Repeat the data that follows, word for word, without the images.

Start

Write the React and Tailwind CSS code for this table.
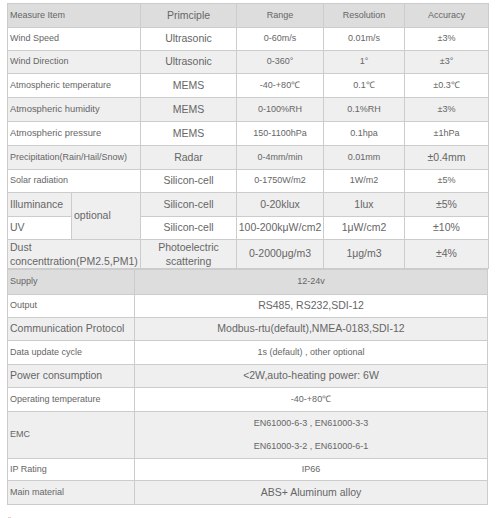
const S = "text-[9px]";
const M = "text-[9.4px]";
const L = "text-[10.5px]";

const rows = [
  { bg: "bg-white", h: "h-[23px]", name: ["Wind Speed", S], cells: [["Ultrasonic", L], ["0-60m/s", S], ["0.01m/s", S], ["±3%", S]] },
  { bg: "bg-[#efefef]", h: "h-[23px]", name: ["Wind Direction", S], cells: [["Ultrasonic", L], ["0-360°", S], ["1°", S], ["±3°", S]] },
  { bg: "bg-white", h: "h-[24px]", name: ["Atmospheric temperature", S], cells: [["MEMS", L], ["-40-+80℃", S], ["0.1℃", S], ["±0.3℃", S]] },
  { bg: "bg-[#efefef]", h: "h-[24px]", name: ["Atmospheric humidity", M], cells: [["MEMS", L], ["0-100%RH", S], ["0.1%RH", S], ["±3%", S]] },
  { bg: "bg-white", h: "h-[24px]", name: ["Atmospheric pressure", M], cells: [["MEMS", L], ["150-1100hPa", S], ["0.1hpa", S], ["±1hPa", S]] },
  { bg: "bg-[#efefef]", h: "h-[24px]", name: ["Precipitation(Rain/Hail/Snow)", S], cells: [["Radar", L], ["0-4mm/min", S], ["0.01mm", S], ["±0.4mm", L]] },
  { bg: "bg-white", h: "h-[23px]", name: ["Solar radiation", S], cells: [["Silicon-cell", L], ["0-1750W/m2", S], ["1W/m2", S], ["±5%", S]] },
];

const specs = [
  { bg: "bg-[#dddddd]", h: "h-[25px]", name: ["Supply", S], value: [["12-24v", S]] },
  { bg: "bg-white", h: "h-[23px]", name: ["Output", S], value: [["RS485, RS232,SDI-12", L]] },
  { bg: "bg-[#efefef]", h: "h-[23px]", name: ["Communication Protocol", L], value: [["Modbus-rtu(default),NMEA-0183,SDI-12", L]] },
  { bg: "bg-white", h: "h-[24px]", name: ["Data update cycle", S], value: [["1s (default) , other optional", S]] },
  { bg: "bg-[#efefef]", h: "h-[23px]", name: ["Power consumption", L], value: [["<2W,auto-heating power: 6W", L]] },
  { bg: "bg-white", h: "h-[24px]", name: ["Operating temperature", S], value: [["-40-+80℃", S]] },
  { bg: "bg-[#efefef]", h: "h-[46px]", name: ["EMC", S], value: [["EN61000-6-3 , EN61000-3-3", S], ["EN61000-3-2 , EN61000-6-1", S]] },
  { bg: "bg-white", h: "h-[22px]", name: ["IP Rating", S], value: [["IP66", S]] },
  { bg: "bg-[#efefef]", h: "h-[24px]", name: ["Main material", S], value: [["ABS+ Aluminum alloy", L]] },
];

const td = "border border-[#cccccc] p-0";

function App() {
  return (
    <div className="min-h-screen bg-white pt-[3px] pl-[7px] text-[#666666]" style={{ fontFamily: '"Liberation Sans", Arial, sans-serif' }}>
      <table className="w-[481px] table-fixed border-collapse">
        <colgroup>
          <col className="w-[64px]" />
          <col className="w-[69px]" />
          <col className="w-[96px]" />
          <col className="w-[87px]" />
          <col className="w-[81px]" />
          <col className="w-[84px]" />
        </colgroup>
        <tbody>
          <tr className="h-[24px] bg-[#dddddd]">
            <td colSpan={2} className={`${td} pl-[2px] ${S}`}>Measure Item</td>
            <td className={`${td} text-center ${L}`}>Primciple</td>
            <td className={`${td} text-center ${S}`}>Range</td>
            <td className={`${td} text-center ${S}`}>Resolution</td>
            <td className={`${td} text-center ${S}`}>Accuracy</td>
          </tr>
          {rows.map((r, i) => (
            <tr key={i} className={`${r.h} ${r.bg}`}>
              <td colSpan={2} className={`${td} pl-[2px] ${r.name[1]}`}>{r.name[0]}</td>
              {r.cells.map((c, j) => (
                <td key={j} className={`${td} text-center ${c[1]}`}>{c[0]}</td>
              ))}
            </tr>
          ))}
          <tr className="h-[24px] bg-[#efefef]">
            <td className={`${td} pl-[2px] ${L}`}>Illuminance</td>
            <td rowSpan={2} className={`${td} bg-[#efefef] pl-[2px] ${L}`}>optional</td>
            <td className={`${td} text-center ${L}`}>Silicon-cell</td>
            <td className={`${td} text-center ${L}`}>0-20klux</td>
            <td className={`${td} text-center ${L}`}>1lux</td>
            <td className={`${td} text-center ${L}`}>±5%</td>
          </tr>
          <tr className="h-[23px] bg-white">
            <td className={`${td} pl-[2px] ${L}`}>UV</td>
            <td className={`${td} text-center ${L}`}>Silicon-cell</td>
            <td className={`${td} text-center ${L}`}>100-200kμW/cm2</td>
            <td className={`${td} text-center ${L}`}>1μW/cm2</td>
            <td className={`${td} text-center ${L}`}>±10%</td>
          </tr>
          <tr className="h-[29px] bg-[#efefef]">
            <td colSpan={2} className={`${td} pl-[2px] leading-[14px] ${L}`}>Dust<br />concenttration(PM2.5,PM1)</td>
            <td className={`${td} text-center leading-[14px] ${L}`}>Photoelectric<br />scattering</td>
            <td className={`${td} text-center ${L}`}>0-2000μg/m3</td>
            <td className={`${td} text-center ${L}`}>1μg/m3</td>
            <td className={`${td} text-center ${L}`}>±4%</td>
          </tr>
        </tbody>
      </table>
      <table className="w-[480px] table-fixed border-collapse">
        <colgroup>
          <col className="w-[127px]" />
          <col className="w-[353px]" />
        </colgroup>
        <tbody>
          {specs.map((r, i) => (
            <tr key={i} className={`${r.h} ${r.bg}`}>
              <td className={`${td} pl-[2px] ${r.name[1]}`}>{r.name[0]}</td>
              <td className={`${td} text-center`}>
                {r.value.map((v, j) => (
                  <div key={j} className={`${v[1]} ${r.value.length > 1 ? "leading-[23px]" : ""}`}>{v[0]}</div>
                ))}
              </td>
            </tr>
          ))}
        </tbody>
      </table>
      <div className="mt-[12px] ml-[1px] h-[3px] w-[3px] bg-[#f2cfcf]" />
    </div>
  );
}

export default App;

End

Task answer:
Write the React and Tailwind CSS code for this table.
const S = "text-[9px]";
const M = "text-[9.4px]";
const L = "text-[10.5px]";

const rows = [
  { bg: "bg-white", h: "h-[23px]", name: ["Wind Speed", S], cells: [["Ultrasonic", L], ["0-60m/s", S], ["0.01m/s", S], ["±3%", S]] },
  { bg: "bg-[#efefef]", h: "h-[23px]", name: ["Wind Direction", S], cells: [["Ultrasonic", L], ["0-360°", S], ["1°", S], ["±3°", S]] },
  { bg: "bg-white", h: "h-[24px]", name: ["Atmospheric temperature", S], cells: [["MEMS", L], ["-40-+80℃", S], ["0.1℃", S], ["±0.3℃", S]] },
  { bg: "bg-[#efefef]", h: "h-[24px]", name: ["Atmospheric humidity", M], cells: [["MEMS", L], ["0-100%RH", S], ["0.1%RH", S], ["±3%", S]] },
  { bg: "bg-white", h: "h-[24px]", name: ["Atmospheric pressure", M], cells: [["MEMS", L], ["150-1100hPa", S], ["0.1hpa", S], ["±1hPa", S]] },
  { bg: "bg-[#efefef]", h: "h-[24px]", name: ["Precipitation(Rain/Hail/Snow)", S], cells: [["Radar", L], ["0-4mm/min", S], ["0.01mm", S], ["±0.4mm", L]] },
  { bg: "bg-white", h: "h-[23px]", name: ["Solar radiation", S], cells: [["Silicon-cell", L], ["0-1750W/m2", S], ["1W/m2", S], ["±5%", S]] },
];

const specs = [
  { bg: "bg-[#dddddd]", h: "h-[25px]", name: ["Supply", S], value: [["12-24v", S]] },
  { bg: "bg-white", h: "h-[23px]", name: ["Output", S], value: [["RS485, RS232,SDI-12", L]] },
  { bg: "bg-[#efefef]", h: "h-[23px]", name: ["Communication Protocol", L], value: [["Modbus-rtu(default),NMEA-0183,SDI-12", L]] },
  { bg: "bg-white", h: "h-[24px]", name: ["Data update cycle", S], value: [["1s (default) , other optional", S]] },
  { bg: "bg-[#efefef]", h: "h-[23px]", name: ["Power consumption", L], value: [["<2W,auto-heating power: 6W", L]] },
  { bg: "bg-white", h: "h-[24px]", name: ["Operating temperature", S], value: [["-40-+80℃", S]] },
  { bg: "bg-[#efefef]", h: "h-[46px]", name: ["EMC", S], value: [["EN61000-6-3 , EN61000-3-3", S], ["EN61000-3-2 , EN61000-6-1", S]] },
  { bg: "bg-white", h: "h-[22px]", name: ["IP Rating", S], value: [["IP66", S]] },
  { bg: "bg-[#efefef]", h: "h-[24px]", name: ["Main material", S], value: [["ABS+ Aluminum alloy", L]] },
];

const td = "border border-[#cccccc] p-0";

function App() {
  return (
    <div className="min-h-screen bg-white pt-[3px] pl-[7px] text-[#666666]" style={{ fontFamily: '"Liberation Sans", Arial, sans-serif' }}>
      <table className="w-[481px] table-fixed border-collapse">
        <colgroup>
          <col className="w-[64px]" />
          <col className="w-[69px]" />
          <col className="w-[96px]" />
          <col className="w-[87px]" />
          <col className="w-[81px]" />
          <col className="w-[84px]" />
        </colgroup>
        <tbody>
          <tr className="h-[24px] bg-[#dddddd]">
            <td colSpan={2} className={`${td} pl-[2px] ${S}`}>Measure Item</td>
            <td className={`${td} text-center ${L}`}>Primciple</td>
            <td className={`${td} text-center ${S}`}>Range</td>
            <td className={`${td} text-center ${S}`}>Resolution</td>
            <td className={`${td} text-center ${S}`}>Accuracy</td>
          </tr>
          {rows.map((r, i) => (
            <tr key={i} className={`${r.h} ${r.bg}`}>
              <td colSpan={2} className={`${td} pl-[2px] ${r.name[1]}`}>{r.name[0]}</td>
              {r.cells.map((c, j) => (
                <td key={j} className={`${td} text-center ${c[1]}`}>{c[0]}</td>
              ))}
            </tr>
          ))}
          <tr className="h-[24px] bg-[#efefef]">
            <td className={`${td} pl-[2px] ${L}`}>Illuminance</td>
            <td rowSpan={2} className={`${td} bg-[#efefef] pl-[2px] ${L}`}>optional</td>
            <td className={`${td} text-center ${L}`}>Silicon-cell</td>
            <td className={`${td} text-center ${L}`}>0-20klux</td>
            <td className={`${td} text-center ${L}`}>1lux</td>
            <td className={`${td} text-center ${L}`}>±5%</td>
          </tr>
          <tr className="h-[23px] bg-white">
            <td className={`${td} pl-[2px] ${L}`}>UV</td>
            <td className={`${td} text-center ${L}`}>Silicon-cell</td>
            <td className={`${td} text-center ${L}`}>100-200kμW/cm2</td>
            <td className={`${td} text-center ${L}`}>1μW/cm2</td>
            <td className={`${td} text-center ${L}`}>±10%</td>
          </tr>
          <tr className="h-[29px] bg-[#efefef]">
            <td colSpan={2} className={`${td} pl-[2px] leading-[14px] ${L}`}>Dust<br />concenttration(PM2.5,PM1)</td>
            <td className={`${td} text-center leading-[14px] ${L}`}>Photoelectric<br />scattering</td>
            <td className={`${td} text-center ${L}`}>0-2000μg/m3</td>
            <td className={`${td} text-center ${L}`}>1μg/m3</td>
            <td className={`${td} text-center ${L}`}>±4%</td>
          </tr>
        </tbody>
      </table>
      <table className="w-[480px] table-fixed border-collapse">
        <colgroup>
          <col className="w-[127px]" />
          <col className="w-[353px]" />
        </colgroup>
        <tbody>
          {specs.map((r, i) => (
            <tr key={i} className={`${r.h} ${r.bg}`}>
              <td className={`${td} pl-[2px] ${r.name[1]}`}>{r.name[0]}</td>
              <td className={`${td} text-center`}>
                {r.value.map((v, j) => (
                  <div key={j} className={`${v[1]} ${r.value.length > 1 ? "leading-[23px]" : ""}`}>{v[0]}</div>
                ))}
              </td>
            </tr>
          ))}
        </tbody>
      </table>
      <div className="mt-[12px] ml-[1px] h-[3px] w-[3px] bg-[#f2cfcf]" />
    </div>
  );
}

export default App;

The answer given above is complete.